2. Live Technical Interviews
You’ll pair with Plaid engineers in a collaborative editor.
- Algorithm & Data Structures: Similar to OA, but interactive.
- Debugging: Step through a broken function or flaky test and reason out fixes.
- Communicating trade-offs: Explain your choices as you code.
Pro tip: Revisit your OA solutions; interviewers may ask you to walk through them.
3. System Design / Architecture Round
For mid-level and senior roles, expect a design session. Common prompts include:
- Designing a webhook ingestion pipeline with idempotency, retries, and DLQs
- Building a transactions sync service with cursor-based pagination and dedup
- Designing a rate-limited API client with exponential backoff and observability
They’re assessing scalability, fault tolerance, consistency, and clear trade-off communication.

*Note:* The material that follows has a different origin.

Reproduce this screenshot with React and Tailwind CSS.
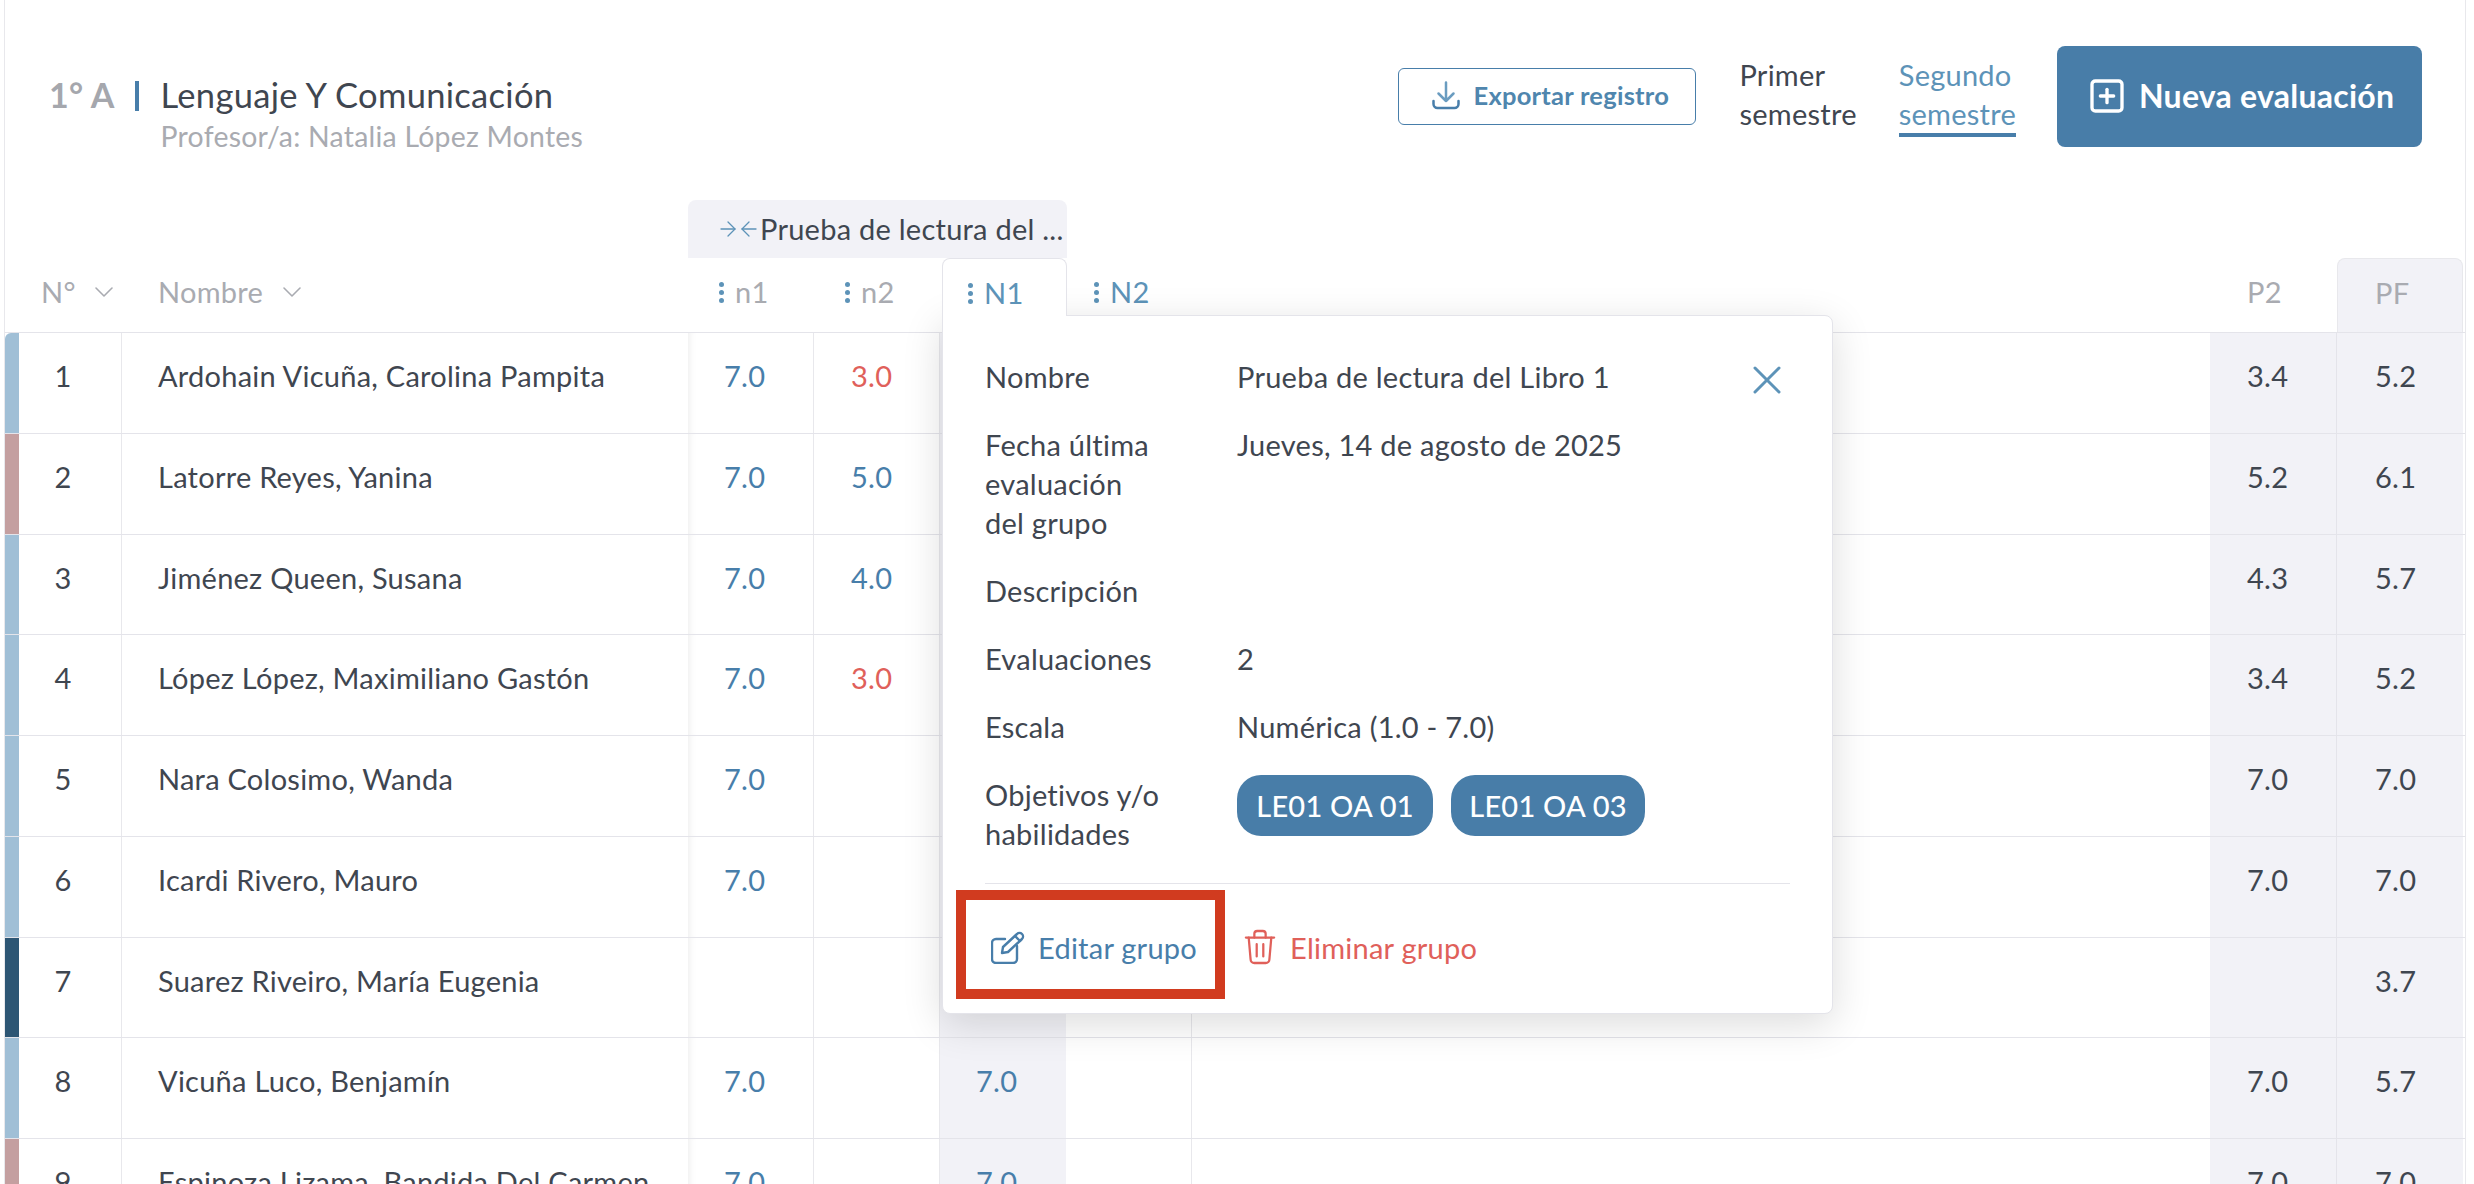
import { ArrowLeft, ArrowRight, ChevronDown, SquarePlus, X } from "lucide-react";

const rows = [
  { n: 1, name: "Ardohain Vicuña, Carolina Pampita", bar: "bg-[#a0bfd6] rounded-tl-[6px]", a: "7.0", b: "3.0", red: true, p2: "3.4", pf: "5.2" },
  { n: 2, name: "Latorre Reyes, Yanina", bar: "bg-[#c49fa0]", a: "7.0", b: "5.0", p2: "5.2", pf: "6.1" },
  { n: 3, name: "Jiménez Queen, Susana", bar: "bg-[#a0bfd6]", a: "7.0", b: "4.0", p2: "4.3", pf: "5.7" },
  { n: 4, name: "López López, Maximiliano Gastón", bar: "bg-[#a0bfd6]", a: "7.0", b: "3.0", red: true, p2: "3.4", pf: "5.2" },
  { n: 5, name: "Nara Colosimo, Wanda", bar: "bg-[#a0bfd6]", a: "7.0", p2: "7.0", pf: "7.0" },
  { n: 6, name: "Icardi Rivero, Mauro", bar: "bg-[#a0bfd6]", a: "7.0", p2: "7.0", pf: "7.0" },
  { n: 7, name: "Suarez Riveiro, María Eugenia", bar: "bg-[#2d5674]", pf: "3.7" },
  { n: 8, name: "Vicuña Luco, Benjamín", bar: "bg-[#a0bfd6]", a: "7.0", c: "7.0", p2: "7.0", pf: "5.7" },
  { n: 9, name: "Espinoza Lizama, Bandida Del Carmen", bar: "bg-[#c49fa0]", a: "7.0", c: "7.0", p2: "7.0", pf: "7.0" },
];

function Kebab() {
  return (
    <span className="flex flex-col gap-[3px] mr-[11px]">
      <span className="w-[5px] h-[5px] rounded-full bg-[#5d93b8]" />
      <span className="w-[5px] h-[5px] rounded-full bg-[#5d93b8]" />
      <span className="w-[5px] h-[5px] rounded-full bg-[#5d93b8]" />
    </span>
  );
}

function ColHead({ label, active, pl }) {
  return (
    <div className={`w-[126px] shrink-0 flex items-center h-[40px] mt-[14px] ${pl} ${active ? "text-[#5d93b8]" : "text-[#a9abb1]"}`}>
      <Kebab />
      {label}
    </div>
  );
}

function Row({ row }) {
  return (
    <div className="flex h-[100.75px] pr-[2px] border-b border-[#e4e4ea] text-[#3f4650] leading-[40px]">
      <div className="relative w-[117px] shrink-0 border-r border-[#e8e8ec] pt-[23px] text-center">
        <span className={`absolute left-0 top-0 bottom-0 w-[14px] ${row.bar}`} />
        {row.n}
      </div>
      <div className="w-[566px] shrink-0 pt-[23px] pl-[36px]">{row.name}</div>
      <div className="w-[126px] shrink-0 border-r border-[#e8e8ec] pt-[23px] pl-[36px] text-[#487eaa] shadow-[inset_8px_0_8px_-8px_rgba(0,0,0,0.1)]">{row.a}</div>
      <div className={`w-[126px] shrink-0 border-r border-[#e8e8ec] pt-[23px] pl-[37px] ${row.red ? "text-[#e0605a]" : "text-[#487eaa]"}`}>{row.b}</div>
      <div className="w-[126px] shrink-0 bg-[#f2f2f7] pt-[23px] pl-[36px] text-[#487eaa]">{row.c}</div>
      <div className="w-[126px] shrink-0 border-r border-[#e8e8ec]" />
      <div className="flex-1" />
      <div className="w-[127px] shrink-0 bg-[#f2f2f7] border-r border-[#e4e4ea] pt-[23px] pl-[37px]">{row.p2}</div>
      <div className="w-[126px] shrink-0 bg-[#f2f2f7] pt-[23px] pl-[38px]">{row.pf}</div>
    </div>
  );
}

function InfoRow({ label, children }) {
  return (
    <div className="flex">
      <div className="w-[252px] shrink-0">
        <div className="max-w-[176px]">{label}</div>
      </div>
      <div className="flex-1">{children}</div>
    </div>
  );
}

export default function App() {
  return (
    <div className="relative w-[2474px] h-[1184px] overflow-hidden bg-white font-['Lato','Noto_Sans',sans-serif] text-[29px] tracking-[0.25px]">
      <div className="ml-[4px] mr-[8px] h-[1184px] border-x border-[#e8e8ec]">

        {/* top bar */}
        <div className="flex items-start h-[200px] pl-[44px] pr-[43px]">
          <div className="flex items-start mt-[72px]">
            <span className="text-[34px] leading-[46px] font-bold text-[#a5a7ad]">1° A</span>
            <span className="w-[4px] h-[30px] mt-[9px] bg-[#487eaa] ml-[20px] mr-[22px]" />
            <div>
              <div className="text-[34.5px] leading-[46px] tracking-[0.3px] text-[#3f4650]">Lenguaje Y Comunicación</div>
              <div className="text-[28.4px] leading-[40px] -mt-[2px] text-[#a9abb1]">Profesor/a: Natalia López Montes</div>
            </div>
          </div>
          <div className="flex-1" />
          <button className="flex items-center w-[298px] h-[57px] mt-[68px] pb-[2px] pl-[33px] gap-[13px] rounded-[6px] border border-[#487eaa] text-[25.5px] font-bold text-[#4f86ae]">
            <svg width="28" height="29" viewBox="0 0 28 29" fill="none" stroke="#6a9cc0" strokeWidth="2.5" strokeLinecap="round" strokeLinejoin="round">
              <path d="M14 1.5V20M6.5 12.5 14 20l7.5-7.5" />
              <path d="M1.5 20v3a4 4 0 0 0 4 4h17a4 4 0 0 0 4-4v-3" stroke="#487eaa" />
            </svg>
            Exportar registro
          </button>
          <div className="ml-[43px] mt-[55px] leading-[39px] text-[#3f4650]">
            Primer
            <br />
            semestre
          </div>
          <div className="ml-[42px] mt-[55px] leading-[39px] text-[#5d93b8]">
            <div>Segundo</div>
            <div>semestre</div>
            <div className="h-[4px] bg-[#487eaa]" />
          </div>
          <button className="flex items-center w-[365px] h-[101px] mt-[46px] ml-[41px] pb-[2px] pl-[30px] gap-[12px] rounded-[8px] bg-[#487da8] text-[32px] font-bold text-white">
            <SquarePlus size={40} strokeWidth={2} />
            Nueva evaluación
          </button>
        </div>

        {/* group header */}
        <div className="flex h-[58px]">
          <div className="w-[683px] shrink-0" />
          <div className="flex items-center w-[379px] pl-[28px] rounded-t-[8px] bg-[#f2f2f7] text-[#3f4650]">
            <ArrowRight size={24} strokeWidth={1.3} className="text-[#5d93b8]" />
            <ArrowLeft size={24} strokeWidth={1.3} className="-ml-[3px] -mr-[1px] text-[#5d93b8]" />
            Prueba de lectura del ...
          </div>
        </div>

        {/* column headers */}
        <div className="flex h-[75px] pr-[2px] border-b border-[#e4e4ea] text-[#a9abb1]">
          <div className="flex items-center w-[117px] h-[40px] mt-[14px] pl-[36px] shrink-0">
            N°
            <ChevronDown size={32} strokeWidth={1.2} className="ml-[12px]" />
          </div>
          <div className="flex items-center w-[566px] h-[40px] mt-[14px] pl-[36px] shrink-0">
            Nombre
            <ChevronDown size={32} strokeWidth={1.2} className="ml-[13px]" />
          </div>
          <ColHead label="n1" pl="pl-[31px]" />
          <ColHead label="n2" pl="pl-[31px]" />
          <ColHead label="N1" active pl="pl-[26px]" />
          <ColHead label="N2" active pl="pl-[28px]" />
          <div className="flex-1" />
          <div className="w-[127px] shrink-0 mt-[14px] leading-[40px] pl-[37px]">P2</div>
          <div className="w-[126px] shrink-0 pt-[14px] leading-[40px] pl-[37px] bg-[#f2f2f7] border border-b-0 border-[#e8e8ec] rounded-t-[8px]">PF</div>
        </div>

        {rows.map((row) => (
          <Row key={row.n} row={row} />
        ))}
      </div>

      {/* N1 tab joined to the popover */}
      <div className="absolute left-[942px] top-[258px] w-[125px] h-[58px] bg-white border border-b-0 border-[#e4e4ea] rounded-t-[8px] z-10 flex items-start pt-[14px] pl-[25px] text-[#5d93b8]">
        <span className="flex items-center h-[40px]">
          <Kebab />
          N1
        </span>
      </div>

      {/* group popover */}
      <div className="absolute left-[942px] top-[315px] w-[891px] h-[699px] bg-white border border-[#e4e4ea] rounded-b-[8px] rounded-tr-[8px] shadow-[0_10px_40px_rgba(0,0,0,0.14)] pt-[41px] px-[42px] leading-[39px] text-[#3f4650]">
        <button className="absolute right-[41px] top-[40px] text-[#5d93b8]">
          <X size={48} strokeWidth={1.5} />
        </button>
        <div className="flex flex-col gap-[29px]">
          <InfoRow label="Nombre">Prueba de lectura del Libro 1</InfoRow>
          <InfoRow label="Fecha última evaluación del grupo">Jueves, 14 de agosto de 2025</InfoRow>
          <InfoRow label="Descripción" />
          <InfoRow label="Evaluaciones">2</InfoRow>
          <InfoRow label="Escala">Numérica (1.0 - 7.0)</InfoRow>
          <InfoRow label="Objetivos y/o habilidades">
            <div className="flex gap-[18px]">
              <span className="flex items-center justify-center w-[196px] h-[61px] rounded-[24px] bg-[#487da8] text-white font-medium">LE01 OA 01</span>
              <span className="flex items-center justify-center w-[194px] h-[61px] rounded-[24px] bg-[#487da8] text-white font-medium">LE01 OA 03</span>
            </div>
          </InfoRow>
        </div>
        <div className="h-px bg-[#e4e4ea] mt-[30px]" />
        <div className="flex items-center h-[114px] mt-[6px]">
          <button className="flex items-center gap-[13px] text-[#487eaa] ml-[6px]">
            <svg width="34" height="33" viewBox="0 0 34 33" fill="none" stroke="currentColor" strokeWidth="2.4" strokeLinecap="round" strokeLinejoin="round">
              <path d="M14 8H5a4 4 0 0 0-4 4v16a4 4 0 0 0 4 4h17a4 4 0 0 0 4-4V15" />
              <path d="M11 22l1-6L26 3a3.5 3.5 0 0 1 5 5L17 21z" />
              <path d="M24 5l5 5" />
            </svg>
            Editar grupo
          </button>
          <button className="flex items-center gap-[14px] text-[#e0605a] ml-[47px]">
            <svg width="32" height="36" viewBox="0 0 34 38" fill="none" stroke="currentColor" strokeWidth="2.4" strokeLinecap="round" strokeLinejoin="round">
              <path d="M2 9h30" />
              <path d="M11 9V5a3 3 0 0 1 3-3h6a3 3 0 0 1 3 3v4" />
              <path d="M5 9l2 23a4 4 0 0 0 4 4h12a4 4 0 0 0 4-4l2-23" />
              <path d="M13.5 16v13M20.5 16v13" />
            </svg>
            Eliminar grupo
          </button>
        </div>
      </div>

      {/* red highlight around the edit action */}
      <div className="absolute left-[956px] top-[890px] w-[269px] h-[109px] border-[10px] border-[#d13b1f] z-20" />
    </div>
  );
}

4. Practical API/Data Exercise
Some teams include a hands-on exercise:
- Parse and normalize nested JSON, handle schema evolution
- Implement pagination and partial failures
- Add metrics, alerts, and idempotency keys
Focus on readability, tests, and thoughtful error handling.
5. Behavioral & Values Alignment
Expect questions about customer empathy, privacy, and ownership:
- “Tell me about a time you handled a production incident.”
- “Describe how you ensured data correctness under ambiguous input.”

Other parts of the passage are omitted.